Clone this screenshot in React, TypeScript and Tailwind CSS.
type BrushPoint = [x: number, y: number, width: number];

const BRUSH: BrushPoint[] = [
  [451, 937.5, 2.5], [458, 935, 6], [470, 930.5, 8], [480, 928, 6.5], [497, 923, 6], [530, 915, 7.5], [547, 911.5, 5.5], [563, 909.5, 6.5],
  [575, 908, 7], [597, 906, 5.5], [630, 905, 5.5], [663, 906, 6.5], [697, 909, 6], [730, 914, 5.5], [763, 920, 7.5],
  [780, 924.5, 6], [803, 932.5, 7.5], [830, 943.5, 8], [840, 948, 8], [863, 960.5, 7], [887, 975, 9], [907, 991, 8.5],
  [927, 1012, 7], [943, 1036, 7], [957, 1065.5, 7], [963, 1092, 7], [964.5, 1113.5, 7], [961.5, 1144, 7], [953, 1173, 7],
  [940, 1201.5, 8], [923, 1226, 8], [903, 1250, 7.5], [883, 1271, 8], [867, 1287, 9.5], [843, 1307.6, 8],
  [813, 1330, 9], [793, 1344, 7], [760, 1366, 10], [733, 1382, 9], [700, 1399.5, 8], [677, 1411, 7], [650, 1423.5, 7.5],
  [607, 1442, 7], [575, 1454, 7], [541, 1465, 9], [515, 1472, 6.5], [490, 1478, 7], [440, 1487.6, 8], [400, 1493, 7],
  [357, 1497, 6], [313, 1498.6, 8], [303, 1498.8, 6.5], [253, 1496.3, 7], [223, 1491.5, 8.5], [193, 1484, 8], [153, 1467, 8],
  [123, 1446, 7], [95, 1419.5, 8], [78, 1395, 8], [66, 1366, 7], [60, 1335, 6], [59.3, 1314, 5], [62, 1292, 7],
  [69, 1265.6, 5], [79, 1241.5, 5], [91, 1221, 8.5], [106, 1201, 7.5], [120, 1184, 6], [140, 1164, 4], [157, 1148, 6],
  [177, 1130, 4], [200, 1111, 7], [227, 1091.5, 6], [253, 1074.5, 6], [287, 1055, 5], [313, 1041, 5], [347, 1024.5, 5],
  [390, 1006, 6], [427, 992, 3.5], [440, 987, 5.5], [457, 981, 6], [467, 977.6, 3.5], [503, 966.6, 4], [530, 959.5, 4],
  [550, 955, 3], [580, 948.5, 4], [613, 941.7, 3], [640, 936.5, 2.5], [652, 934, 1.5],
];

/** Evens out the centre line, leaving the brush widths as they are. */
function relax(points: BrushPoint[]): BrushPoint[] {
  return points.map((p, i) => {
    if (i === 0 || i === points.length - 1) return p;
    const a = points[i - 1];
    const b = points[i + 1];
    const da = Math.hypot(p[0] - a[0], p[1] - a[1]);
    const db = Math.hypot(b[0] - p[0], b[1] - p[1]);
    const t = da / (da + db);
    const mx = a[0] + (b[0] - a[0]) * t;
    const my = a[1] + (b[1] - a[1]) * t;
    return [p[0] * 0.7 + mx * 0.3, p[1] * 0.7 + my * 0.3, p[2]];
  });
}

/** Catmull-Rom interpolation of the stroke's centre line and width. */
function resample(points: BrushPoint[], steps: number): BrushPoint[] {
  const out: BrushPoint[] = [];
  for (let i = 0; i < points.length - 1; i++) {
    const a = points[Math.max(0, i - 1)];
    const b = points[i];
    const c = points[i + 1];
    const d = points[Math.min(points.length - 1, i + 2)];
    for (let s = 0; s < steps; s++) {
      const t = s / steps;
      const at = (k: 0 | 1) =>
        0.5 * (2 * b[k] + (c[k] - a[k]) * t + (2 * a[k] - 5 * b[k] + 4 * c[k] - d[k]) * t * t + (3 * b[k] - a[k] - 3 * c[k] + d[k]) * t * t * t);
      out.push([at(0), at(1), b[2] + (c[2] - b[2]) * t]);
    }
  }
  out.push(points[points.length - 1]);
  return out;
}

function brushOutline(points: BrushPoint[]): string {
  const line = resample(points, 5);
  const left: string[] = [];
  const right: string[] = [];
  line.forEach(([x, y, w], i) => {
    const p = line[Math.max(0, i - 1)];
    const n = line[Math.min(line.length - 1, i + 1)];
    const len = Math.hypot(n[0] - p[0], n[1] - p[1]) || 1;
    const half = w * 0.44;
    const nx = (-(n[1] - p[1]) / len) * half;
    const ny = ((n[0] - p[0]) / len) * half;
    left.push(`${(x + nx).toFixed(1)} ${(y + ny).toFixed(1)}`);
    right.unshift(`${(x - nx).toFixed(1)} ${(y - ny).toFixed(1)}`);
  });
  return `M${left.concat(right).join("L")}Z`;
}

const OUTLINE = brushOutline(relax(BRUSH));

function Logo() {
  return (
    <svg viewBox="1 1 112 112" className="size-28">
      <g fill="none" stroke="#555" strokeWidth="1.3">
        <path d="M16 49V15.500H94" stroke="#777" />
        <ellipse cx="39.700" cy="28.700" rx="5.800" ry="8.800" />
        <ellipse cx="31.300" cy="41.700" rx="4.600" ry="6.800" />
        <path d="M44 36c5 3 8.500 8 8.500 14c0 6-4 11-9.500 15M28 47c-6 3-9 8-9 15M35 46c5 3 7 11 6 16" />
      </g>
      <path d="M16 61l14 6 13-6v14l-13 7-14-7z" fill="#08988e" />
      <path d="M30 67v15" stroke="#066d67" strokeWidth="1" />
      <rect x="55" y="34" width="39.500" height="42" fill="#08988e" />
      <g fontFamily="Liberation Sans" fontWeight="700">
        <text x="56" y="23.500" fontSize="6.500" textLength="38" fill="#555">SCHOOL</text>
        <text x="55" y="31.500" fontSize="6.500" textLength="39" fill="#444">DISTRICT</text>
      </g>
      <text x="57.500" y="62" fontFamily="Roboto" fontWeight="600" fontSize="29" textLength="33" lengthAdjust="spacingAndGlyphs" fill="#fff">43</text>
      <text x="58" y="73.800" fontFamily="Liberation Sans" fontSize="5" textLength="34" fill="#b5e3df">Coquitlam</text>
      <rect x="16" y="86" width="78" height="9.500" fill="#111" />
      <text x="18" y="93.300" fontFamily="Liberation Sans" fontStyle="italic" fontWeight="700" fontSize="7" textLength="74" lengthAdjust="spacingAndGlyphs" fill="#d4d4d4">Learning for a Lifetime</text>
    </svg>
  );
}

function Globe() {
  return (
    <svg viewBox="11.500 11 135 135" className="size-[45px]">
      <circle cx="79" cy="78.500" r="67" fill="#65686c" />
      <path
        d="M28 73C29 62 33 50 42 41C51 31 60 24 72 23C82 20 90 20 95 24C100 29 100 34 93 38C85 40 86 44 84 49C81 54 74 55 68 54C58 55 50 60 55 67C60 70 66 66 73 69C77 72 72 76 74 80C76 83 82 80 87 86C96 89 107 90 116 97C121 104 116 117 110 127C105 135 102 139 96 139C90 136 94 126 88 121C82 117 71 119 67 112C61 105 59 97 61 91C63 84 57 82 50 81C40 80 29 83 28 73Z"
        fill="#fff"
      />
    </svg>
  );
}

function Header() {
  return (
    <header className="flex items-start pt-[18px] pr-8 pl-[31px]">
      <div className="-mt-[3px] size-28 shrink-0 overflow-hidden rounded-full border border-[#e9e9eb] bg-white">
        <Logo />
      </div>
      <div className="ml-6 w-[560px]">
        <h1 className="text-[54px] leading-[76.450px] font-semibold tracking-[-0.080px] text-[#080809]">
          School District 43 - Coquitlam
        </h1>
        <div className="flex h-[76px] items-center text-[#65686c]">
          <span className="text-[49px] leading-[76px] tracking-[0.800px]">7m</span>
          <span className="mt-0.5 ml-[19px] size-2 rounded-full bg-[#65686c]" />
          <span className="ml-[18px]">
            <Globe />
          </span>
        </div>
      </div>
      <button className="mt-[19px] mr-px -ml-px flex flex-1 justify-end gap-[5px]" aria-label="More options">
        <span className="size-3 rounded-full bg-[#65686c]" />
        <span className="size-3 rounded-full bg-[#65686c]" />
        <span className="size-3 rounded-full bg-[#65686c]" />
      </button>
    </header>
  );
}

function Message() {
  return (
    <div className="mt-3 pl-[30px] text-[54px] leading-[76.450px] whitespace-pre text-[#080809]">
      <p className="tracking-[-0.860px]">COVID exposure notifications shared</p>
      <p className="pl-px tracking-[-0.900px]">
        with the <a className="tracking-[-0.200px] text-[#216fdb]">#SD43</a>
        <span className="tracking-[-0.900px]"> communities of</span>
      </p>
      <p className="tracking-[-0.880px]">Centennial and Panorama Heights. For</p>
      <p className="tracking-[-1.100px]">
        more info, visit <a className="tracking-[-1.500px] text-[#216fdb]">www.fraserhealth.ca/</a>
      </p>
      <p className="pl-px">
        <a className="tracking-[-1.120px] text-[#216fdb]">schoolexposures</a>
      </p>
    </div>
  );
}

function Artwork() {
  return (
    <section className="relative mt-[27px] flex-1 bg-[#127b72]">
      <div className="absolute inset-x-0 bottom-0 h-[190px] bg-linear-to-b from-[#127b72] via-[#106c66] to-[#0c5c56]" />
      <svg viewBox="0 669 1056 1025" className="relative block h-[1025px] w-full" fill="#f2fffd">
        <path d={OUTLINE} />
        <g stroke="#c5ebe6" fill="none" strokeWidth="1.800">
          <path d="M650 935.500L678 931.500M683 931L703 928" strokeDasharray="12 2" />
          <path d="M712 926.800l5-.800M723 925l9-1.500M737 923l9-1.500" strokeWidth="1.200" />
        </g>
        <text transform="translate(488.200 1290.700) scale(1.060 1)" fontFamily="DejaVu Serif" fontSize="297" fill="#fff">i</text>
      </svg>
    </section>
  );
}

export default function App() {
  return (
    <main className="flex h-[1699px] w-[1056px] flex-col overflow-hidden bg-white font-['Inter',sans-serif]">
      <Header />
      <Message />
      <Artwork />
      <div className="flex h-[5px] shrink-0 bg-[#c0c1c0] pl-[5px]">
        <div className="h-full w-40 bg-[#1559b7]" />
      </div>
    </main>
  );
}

+ + + + + + +

Written request: In this exercise, copy only the lines from the opening line of the material through the line where "type BrushPoint = [x: number, y: number, width: number];" appears.

Reply to the task:
Clone this screenshot in React, TypeScript and Tailwind CSS.
type BrushPoint = [x: number, y: number, width: number];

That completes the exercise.